> [What to produce] Print the first line of the material below and each line after it, exactly as written, ending with the line that contains "shrink-0 h-full bg-gradient-to-b".

--- --- ---

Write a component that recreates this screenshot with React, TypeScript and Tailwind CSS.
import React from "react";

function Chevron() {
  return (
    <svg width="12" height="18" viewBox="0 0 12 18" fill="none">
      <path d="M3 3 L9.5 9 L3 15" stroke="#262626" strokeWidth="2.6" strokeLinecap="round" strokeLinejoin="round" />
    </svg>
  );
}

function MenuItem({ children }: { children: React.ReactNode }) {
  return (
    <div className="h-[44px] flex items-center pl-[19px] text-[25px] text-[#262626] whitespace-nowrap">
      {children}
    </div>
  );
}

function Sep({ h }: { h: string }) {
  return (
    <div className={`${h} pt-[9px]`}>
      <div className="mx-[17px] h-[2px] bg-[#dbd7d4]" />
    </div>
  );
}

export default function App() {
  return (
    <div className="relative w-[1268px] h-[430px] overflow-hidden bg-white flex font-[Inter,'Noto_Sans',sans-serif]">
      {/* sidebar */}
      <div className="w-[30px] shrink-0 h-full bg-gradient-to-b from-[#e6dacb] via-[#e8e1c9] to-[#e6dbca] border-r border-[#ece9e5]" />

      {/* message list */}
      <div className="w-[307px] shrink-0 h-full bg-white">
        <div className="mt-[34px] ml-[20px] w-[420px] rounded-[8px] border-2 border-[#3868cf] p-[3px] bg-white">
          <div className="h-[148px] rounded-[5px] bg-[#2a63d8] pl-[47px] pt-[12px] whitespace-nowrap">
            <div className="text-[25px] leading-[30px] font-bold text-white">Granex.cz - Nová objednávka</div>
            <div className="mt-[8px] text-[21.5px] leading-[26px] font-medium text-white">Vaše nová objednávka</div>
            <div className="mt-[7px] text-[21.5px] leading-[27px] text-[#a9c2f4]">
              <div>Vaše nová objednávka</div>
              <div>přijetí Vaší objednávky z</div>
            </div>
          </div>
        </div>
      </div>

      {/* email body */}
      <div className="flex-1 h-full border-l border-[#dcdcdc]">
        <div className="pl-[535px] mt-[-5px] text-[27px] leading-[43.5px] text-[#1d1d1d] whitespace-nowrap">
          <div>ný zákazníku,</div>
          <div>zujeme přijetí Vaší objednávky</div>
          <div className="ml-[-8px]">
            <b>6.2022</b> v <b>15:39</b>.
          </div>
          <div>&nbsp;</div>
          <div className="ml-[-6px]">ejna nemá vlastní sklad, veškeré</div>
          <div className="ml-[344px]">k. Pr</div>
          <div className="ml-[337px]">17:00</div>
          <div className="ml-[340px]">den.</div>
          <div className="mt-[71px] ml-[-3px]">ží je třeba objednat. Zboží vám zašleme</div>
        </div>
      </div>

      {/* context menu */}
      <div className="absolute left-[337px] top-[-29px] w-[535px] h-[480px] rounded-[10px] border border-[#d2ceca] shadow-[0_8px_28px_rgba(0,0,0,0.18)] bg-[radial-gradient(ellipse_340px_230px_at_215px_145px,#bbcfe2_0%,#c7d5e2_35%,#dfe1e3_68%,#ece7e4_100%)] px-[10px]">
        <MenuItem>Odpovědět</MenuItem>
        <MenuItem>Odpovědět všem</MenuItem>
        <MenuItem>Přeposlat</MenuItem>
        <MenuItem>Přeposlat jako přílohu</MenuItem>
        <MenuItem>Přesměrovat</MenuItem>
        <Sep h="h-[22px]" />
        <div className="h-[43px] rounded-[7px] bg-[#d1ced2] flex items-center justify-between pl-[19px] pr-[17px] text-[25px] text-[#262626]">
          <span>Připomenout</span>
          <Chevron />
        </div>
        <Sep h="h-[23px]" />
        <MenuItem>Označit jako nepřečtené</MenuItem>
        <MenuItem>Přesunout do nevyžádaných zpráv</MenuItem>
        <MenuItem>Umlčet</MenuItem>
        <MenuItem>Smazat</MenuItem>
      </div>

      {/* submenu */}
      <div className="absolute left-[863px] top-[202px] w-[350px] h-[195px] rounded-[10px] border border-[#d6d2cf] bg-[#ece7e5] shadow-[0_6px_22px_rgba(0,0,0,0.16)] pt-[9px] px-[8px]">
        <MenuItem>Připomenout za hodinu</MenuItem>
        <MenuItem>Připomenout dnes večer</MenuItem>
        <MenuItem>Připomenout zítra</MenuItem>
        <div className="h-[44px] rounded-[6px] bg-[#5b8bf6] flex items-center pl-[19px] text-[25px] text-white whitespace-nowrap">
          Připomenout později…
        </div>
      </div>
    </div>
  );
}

--- --- ---

> [Written response]
Write a component that recreates this screenshot with React, TypeScript and Tailwind CSS.
import React from "react";

function Chevron() {
  return (
    <svg width="12" height="18" viewBox="0 0 12 18" fill="none">
      <path d="M3 3 L9.5 9 L3 15" stroke="#262626" strokeWidth="2.6" strokeLinecap="round" strokeLinejoin="round" />
    </svg>
  );
}

function MenuItem({ children }: { children: React.ReactNode }) {
  return (
    <div className="h-[44px] flex items-center pl-[19px] text-[25px] text-[#262626] whitespace-nowrap">
      {children}
    </div>
  );
}

function Sep({ h }: { h: string }) {
  return (
    <div className={`${h} pt-[9px]`}>
      <div className="mx-[17px] h-[2px] bg-[#dbd7d4]" />
    </div>
  );
}

export default function App() {
  return (
    <div className="relative w-[1268px] h-[430px] overflow-hidden bg-white flex font-[Inter,'Noto_Sans',sans-serif]">
      {/* sidebar */}
      <div className="w-[30px] shrink-0 h-full bg-gradient-to-b from-[#e6dacb] via-[#e8e1c9] to-[#e6dbca] border-r border-[#ece9e5]" />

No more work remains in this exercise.